De Nederlandse journaliste Fleur Jurgens liet in 2007 nogal wat stof opwaaien met haar boek ‘Het Marokkanendrama’. Daarin gaat ze op zoek naar de diepere oorzaken van overlast, verbaal en fysiek geweld en criminaliteit bij allochtone, vooral Marokkaanse jongeren. Jurgens legt zich niet zomaar neer bij de allochtone slachtoffercultus en de linkse excuuscultuur, zoals een Jan Blommaert die het allemaal ónze schuld noemt. De schuld van uitsluiting, discriminatie en racisme in de maatschappij. Jurgens, Marion Van San en vele anderen hebben dat verhaal al vaker ontmaskerd als een goedkoop sprookje.
Wat is er mis met nogal wat Marokkaanse jongeren? Waarom verzieken ze de boel, op school, op straat, in openbare zwembaden of op de tram? Waarom pesten ze kinderen, vrouwen, leerkrachten, ambulanciers of brandweerlui? Uitspraken zoals ‘Ach, het is maar wat kattenkwaad. Het heeft wat tijd nodig’ geven geen bevredigend antwoord, want vier jaar na het verschijnen van het boek is er niet veel veranderd. Niet bij ons en niet bij onze noorderburen. Daar werd vorige week een begrafenisstoet verstoord door Marokkaanse jongeren die minutenlang “Joden! Joden!” scandeerden. De directrice van de uitvaartonderneming is een dappere dame, want ze schreef met naam en toenaam een open brief naar de moskeeën in Nederland en alle Tweede Kamerleden waarin ze het incident aankaartte. “Ze willen niets anders dan kwetsen, zo erg mogelijk. Daarom gebruiken ze ‘Joden’ als scheldwoord en dan ook nog bij een uitvaart! Ik weet niet wat hen bezielt.”

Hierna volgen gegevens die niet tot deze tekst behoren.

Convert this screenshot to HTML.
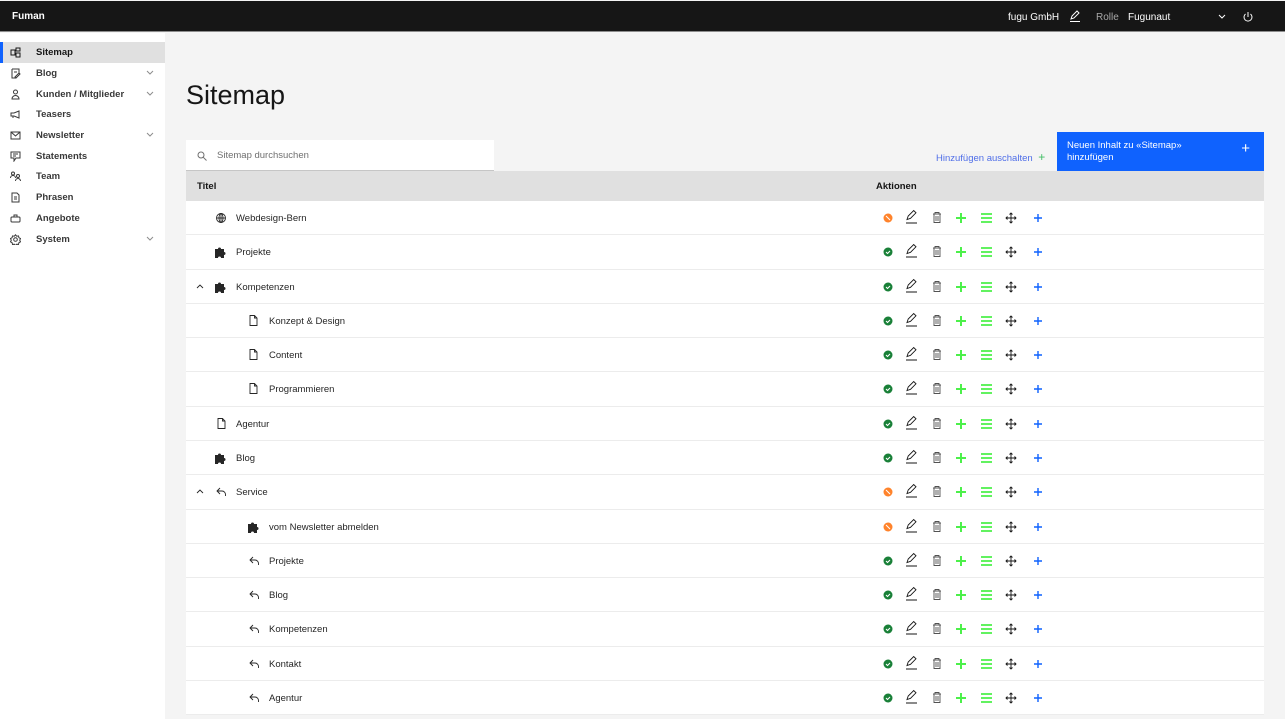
<!DOCTYPE html>
<html><head><meta charset="utf-8"><style>
*{box-sizing:border-box;margin:0;padding:0}
body{width:1285px;height:719px;overflow:hidden;background:#f4f4f4;font-family:"Liberation Sans",sans-serif;color:#161616;position:relative}
.top{position:absolute;left:0;top:1px;width:1285px;height:31px;background:#161616;border-bottom:1px solid #8d8d8d}
.top .logo{position:absolute;left:12px;top:10px;color:#fff;font-weight:bold;font-size:10px}
.top span{position:absolute;top:11px;font-size:10px;color:#fff}
.side{position:absolute;left:0;top:33px;width:165px;height:686px;background:#fff}
.si{position:absolute;left:0;width:165px;height:21px;font-size:9.5px;font-weight:bold;color:#393939}
.si .t{position:absolute;left:36px;top:5px}
.si svg{position:absolute;left:10px;top:5px}
.si .ch{position:absolute;left:146px;top:7px}
.si.act{background:#e0e0e0;border-left:3px solid #0f62fe}
.si.act svg{left:7px}.si.act .t{left:33px;color:#161616}
h1{position:absolute;left:186px;top:80px;font-size:27px;font-weight:normal;color:#161616}
.search{position:absolute;left:186px;top:140px;width:308px;height:31px;background:#fff;border-bottom:1px solid #c6c6c6}
.search span{position:absolute;left:31px;top:10px;font-size:9.5px;color:#6f6f6f}
.add{position:absolute;left:936px;top:150px;font-size:9.5px;color:#4f6ee8}
.btn{position:absolute;left:1057px;top:132px;width:207px;height:39px;background:#0f62fe;color:#fff;font-size:9.5px;line-height:12px;padding:8px 10px}
.thead{position:absolute;left:186px;top:171px;width:1078px;height:30px;background:#e0e0e0;font-size:9.5px;font-weight:bold}
.tb{position:absolute;left:186px;top:201px;width:1078px;background:#fff}
.r{position:relative;height:34.29px;border-bottom:1px solid #ececec;font-size:9.5px;color:#262626}
.r .tx{position:absolute;top:12px}
.a{position:absolute;left:0;top:0;overflow:visible}
</style></head><body>
<div class="top"><div class="logo">Fuman</div>
<span style="left:1008px">fugu GmbH</span>
<svg style="position:absolute;left:1069px;top:9px" width="12" height="12" viewBox="0 0 12 12" fill="none" stroke="#fff" stroke-width="1"><path d="M2 9l1-3 5-5 2 2-5 5z M1 11.5h10"/></svg>
<span style="left:1096px;color:#a8a8a8">Rolle</span>
<span style="left:1128px">Fugunaut</span>
<svg style="position:absolute;left:1218px;top:13px" width="8" height="5" viewBox="0 0 8 5" fill="none" stroke="#fff"><path d="M1 1l3 3 3-3"/></svg>
<svg style="position:absolute;left:1242px;top:10px" width="12" height="12" viewBox="0 0 12 12" fill="none" stroke="#fff"><path d="M6 1v5M3.5 3a4 4 0 1 0 5 0"/></svg>
</div>
<div class="side">
<div class="si act" style="top:9px"><svg width="11" height="11" viewBox="0 0 11 11" fill="none" stroke="#161616"><rect x="1" y="3" width="4" height="5"/><rect x="6" y="1" width="4" height="3"/><rect x="6" y="6" width="4" height="4"/></svg><span class="t">Sitemap</span></div>
<div class="si" style="top:30px"><svg width="11" height="11" viewBox="0 0 11 11" fill="none" stroke="#393939"><path d="M2 1h7v4M2 1v9h4M4 4h3M5 9l4-4 1 1-4 4z"/></svg><span class="t">Blog</span><svg class="ch" width="8" height="5" viewBox="0 0 8 5" fill="none" stroke="#8d8d8d"><path d="M1 1l3 3 3-3"/></svg></div>
<div class="si" style="top:51px"><svg width="11" height="11" viewBox="0 0 11 11" fill="none" stroke="#393939"><circle cx="5.5" cy="3" r="2"/><path d="M2 10a3.5 3.5 0 0 1 7 0z"/></svg><span class="t">Kunden / Mitglieder</span><svg class="ch" width="8" height="5" viewBox="0 0 8 5" fill="none" stroke="#8d8d8d"><path d="M1 1l3 3 3-3"/></svg></div>
<div class="si" style="top:71px"><svg width="11" height="11" viewBox="0 0 11 11" fill="none" stroke="#393939"><path d="M1 4h3l5-2v7L4 7H1zM3 7v2"/></svg><span class="t">Teasers</span></div>
<div class="si" style="top:92px"><svg width="11" height="11" viewBox="0 0 11 11" fill="none" stroke="#393939"><rect x="1" y="2" width="9" height="7"/><path d="M1 2l4.5 4L10 2"/></svg><span class="t">Newsletter</span><svg class="ch" width="8" height="5" viewBox="0 0 8 5" fill="none" stroke="#8d8d8d"><path d="M1 1l3 3 3-3"/></svg></div>
<div class="si" style="top:113px"><svg width="11" height="11" viewBox="0 0 11 11" fill="none" stroke="#393939"><path d="M1 1h9v6H6l-2 3V7H1zM3 3h5M3 5h3"/></svg><span class="t">Statements</span></div>
<div class="si" style="top:133px"><svg width="11" height="11" viewBox="0 0 11 11" fill="none" stroke="#393939"><circle cx="3" cy="2.5" r="1.5"/><circle cx="8" cy="5" r="1.5"/><path d="M0.5 7a2.5 2.5 0 0 1 5 0M5.5 10a2.5 2.5 0 0 1 5 0"/></svg><span class="t">Team</span></div>
<div class="si" style="top:154px"><svg width="11" height="11" viewBox="0 0 11 11" fill="none" stroke="#393939"><path d="M2 1h5l2 2v7H2zM4 5h3M4 7h3"/></svg><span class="t">Phrasen</span></div>
<div class="si" style="top:175px"><svg width="11" height="11" viewBox="0 0 11 11" fill="none" stroke="#393939"><rect x="1" y="4" width="9" height="5" rx="1"/><path d="M4 4V2h3v2"/></svg><span class="t">Angebote</span></div>
<div class="si" style="top:196px"><svg width="11" height="11" viewBox="0 0 11 11" fill="none" stroke="#393939"><circle cx="5.5" cy="5.5" r="1.8"/><path d="M5.5 0.8l1.2 1.4 1.8-.3.4 1.8 1.6.9-.8 1.6.8 1.6-1.6.9-.4 1.8-1.8-.3-1.2 1.4-1.2-1.4-1.8.3-.4-1.8-1.6-.9.8-1.6-.8-1.6 1.6-.9.4-1.8 1.8.3z"/></svg><span class="t">System</span><svg class="ch" width="8" height="5" viewBox="0 0 8 5" fill="none" stroke="#8d8d8d"><path d="M1 1l3 3 3-3"/></svg></div>
</div>
<h1>Sitemap</h1>
<div class="search"><svg style="position:absolute;left:11px;top:11px" width="10" height="10" viewBox="0 0 10 10" fill="none" stroke="#6f6f6f"><circle cx="4" cy="4" r="3"/><path d="M6.3 6.3L9.5 9.5"/></svg><span>Sitemap durchsuchen</span></div>
<div class="add">Hinzufügen auschalten <span style="color:#42be65;font-size:12px;margin-left:3px">+</span></div>
<div class="btn">Neuen Inhalt zu «Sitemap»<br>hinzufügen<span style="position:absolute;right:14px;top:11px;font-size:15px">+</span></div>
<div class="thead"><span style="position:absolute;left:11px;top:10px">Titel</span><span style="position:absolute;left:690px;top:10px">Aktionen</span></div>
<svg width="0" height="0" style="position:absolute"><defs>
<g id="acts">
<path d="M721 11.5l1.2-3.5 5.5-5.5 2.3 2.3-5.5 5.5z M720 15h11" fill="none" stroke="#161616" stroke-width="0.9"/>
<path d="M747 6h8M749 6V4.5h4V6M748 6.5v8h6v-8M750 8v5M752 8v5" fill="none" stroke="#525252" stroke-width="0.9"/>
<path d="M770 10h10M775 5v10" stroke="#4cf04a" stroke-width="2"/>
<path d="M795 6h11M795 10h11M795 14h11" stroke="#4cf04a" stroke-width="1.8"/>
<path d="M825 5v10M820 10h10M823.5 6.5L825 5l1.5 1.5M823.5 13.5L825 15l1.5-1.5M821.5 8.5L820 10l1.5 1.5M828.5 8.5L830 10l-1.5 1.5" fill="none" stroke="#161616" stroke-width="0.9"/>
<path d="M848 10h8M852 6v8" stroke="#0f62fe" stroke-width="1.4"/>
</g>
<g id="ok"><circle cx="702" cy="10" r="4.5" fill="#198038"/><path d="M700 10l1.5 1.5 2.5-2.5" fill="none" stroke="#fff" stroke-width="1"/></g>
<g id="no"><circle cx="702" cy="10" r="4.5" fill="#ff832b"/><path d="M700 8l4 4" stroke="#fff" stroke-width="1"/></g>
<path id="pz" d="M0 3h3a1.5 1.5 0 1 1 3 0h3v3a1.5 1.5 0 1 1 0 3v3H6a1.5 1.5 0 1 0-3 0H0z" fill="#262626"/>
<path id="doc" d="M1 .5h4.5L8 3v7.5H1z M5.5.5V3H8" fill="none" stroke="#262626" stroke-width="0.9"/>
<path id="rep" d="M4 1L1 4l3 3M1 4h5a3.5 3.5 0 0 1 3.5 3.5V9" fill="none" stroke="#262626" stroke-width="0.9"/>
<path id="car" d="M1 5l3-3 3 3" fill="none" stroke="#262626" stroke-width="0.9"/>
</defs></svg>
<div class="tb">
<div class="r"><svg class="a" width="1078" height="34"><g transform="translate(0,7)"><use href="#no"/><use href="#acts"/></g><g transform="translate(30,12)" fill="none" stroke="#262626" stroke-width="0.9"><circle cx="5" cy="5" r="4.5"/><path d="M.5 5h9M5 .5v9"/><ellipse cx="5" cy="5" rx="2" ry="4.5"/></g></svg><span class="tx" style="left:50px">Webdesign-Bern</span></div>
<div class="r"><svg class="a" width="1078" height="34"><g transform="translate(0,7)"><use href="#ok"/><use href="#acts"/></g><use href="#pz" transform="translate(29,11)"/></svg><span class="tx" style="left:50px">Projekte</span></div>
<div class="r"><svg class="a" width="1078" height="34"><g transform="translate(0,7)"><use href="#ok"/><use href="#acts"/></g><use href="#car" transform="translate(10,13)"/><use href="#pz" transform="translate(29,11)"/></svg><span class="tx" style="left:50px">Kompetenzen</span></div>
<div class="r"><svg class="a" width="1078" height="34"><g transform="translate(0,7)"><use href="#ok"/><use href="#acts"/></g><use href="#doc" transform="translate(63,11)"/></svg><span class="tx" style="left:83px">Konzept &amp; Design</span></div>
<div class="r"><svg class="a" width="1078" height="34"><g transform="translate(0,7)"><use href="#ok"/><use href="#acts"/></g><use href="#doc" transform="translate(63,11)"/></svg><span class="tx" style="left:83px">Content</span></div>
<div class="r"><svg class="a" width="1078" height="34"><g transform="translate(0,7)"><use href="#ok"/><use href="#acts"/></g><use href="#doc" transform="translate(63,11)"/></svg><span class="tx" style="left:83px">Programmieren</span></div>
<div class="r"><svg class="a" width="1078" height="34"><g transform="translate(0,7)"><use href="#ok"/><use href="#acts"/></g><use href="#doc" transform="translate(31,11)"/></svg><span class="tx" style="left:50px">Agentur</span></div>
<div class="r"><svg class="a" width="1078" height="34"><g transform="translate(0,7)"><use href="#ok"/><use href="#acts"/></g><use href="#pz" transform="translate(29,11)"/></svg><span class="tx" style="left:50px">Blog</span></div>
<div class="r"><svg class="a" width="1078" height="34"><g transform="translate(0,7)"><use href="#no"/><use href="#acts"/></g><use href="#car" transform="translate(10,13)"/><use href="#rep" transform="translate(30,12)"/></svg><span class="tx" style="left:50px">Service</span></div>
<div class="r"><svg class="a" width="1078" height="34"><g transform="translate(0,7)"><use href="#no"/><use href="#acts"/></g><use href="#pz" transform="translate(62,11)"/></svg><span class="tx" style="left:83px">vom Newsletter abmelden</span></div>
<div class="r"><svg class="a" width="1078" height="34"><g transform="translate(0,7)"><use href="#ok"/><use href="#acts"/></g><use href="#rep" transform="translate(63,12)"/></svg><span class="tx" style="left:83px">Projekte</span></div>
<div class="r"><svg class="a" width="1078" height="34"><g transform="translate(0,7)"><use href="#ok"/><use href="#acts"/></g><use href="#rep" transform="translate(63,12)"/></svg><span class="tx" style="left:83px">Blog</span></div>
<div class="r"><svg class="a" width="1078" height="34"><g transform="translate(0,7)"><use href="#ok"/><use href="#acts"/></g><use href="#rep" transform="translate(63,12)"/></svg><span class="tx" style="left:83px">Kompetenzen</span></div>
<div class="r"><svg class="a" width="1078" height="34"><g transform="translate(0,7)"><use href="#ok"/><use href="#acts"/></g><use href="#rep" transform="translate(63,12)"/></svg><span class="tx" style="left:83px">Kontakt</span></div>
<div class="r"><svg class="a" width="1078" height="34"><g transform="translate(0,7)"><use href="#ok"/><use href="#acts"/></g><use href="#rep" transform="translate(63,12)"/></svg><span class="tx" style="left:83px">Agentur</span></div>
</div>
</body></html>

Ook journalist Joost Niemöller vraagt het zich luidop af. “Wat bezielt die gasten? Wat maakt ze zo extreem agressief? Wat is dit voor krankzinnig gedrag? Politieagenten die worden aangevallen. Sinterklazen die beveiligd moeten worden op straat. En nu dus het zoveelste dieptepunt, een doodgewone rouwstoet, met doodgewone mensen, in verdriet gedompeld om een familielid.” Verstoord door jonge Marokkaanse ettertjes. ‘Kutmarokkanen’ noemde Yves Desmet hen ooit in een onbewaakt ogenblik of zatte bui…
Ja, wat bezielt die gasten? “Het ergerlijke is dat daar tot nu toe nauwelijks onderzoek naar gedaan wordt”, merkt Niemöller terecht op, “want onder criminologen in Nederland (en België!) is het niet bon ton om te kijken naar de culturele en biologische aspecten van dit soort totaal uit de hand gelopen, verbijsterende gedrag.” Voor wie zich niet aan de grijsgedraaide linkse clichés en excuses houdt, dreigt meteen de spreekwoordelijke brandstapel. Maar dat schrikt de Nederlandse journalist niet af.
“Is het de invloed van het Rif-gebergte? Is het de islam? Is het een biologisch defect, ontstaan door incest? Heeft het te maken met een laag IQ? Komt het door een gebrek aan normen en waarden onder Marokkaanse ouders?” Is het een gevolg van ontworteling? Van botsende culturen? Van religieus geïnspireerd racisme? “We zullen het nooit weten”, besluit Niemöller, “zolang de wetenschap (ook pers en politiek, nvdr) het ‘stigmatiserend’ vindt om hier consequent en met open vizier onderzoek naar te doen. Ondertussen hobbelen we van incident naar incident. Soms komt het in de media, vaak niet.”
“Respect!” Dat hoor je vaak bij allochtone jongeren. Maar heel vaak is het niet meer dan een excuus, een alibi voor asociaal gedrag, onaanvaardbare uitspattingen en criminaliteit. Respect is leuk. Daar kan niemand wat tegen hebben. Maar respect moet je wel verdienen. En het moet van twee kanten komen. Aan die essentiële voorwaarden ontbreekt het jammer genoeg heel dikwijls.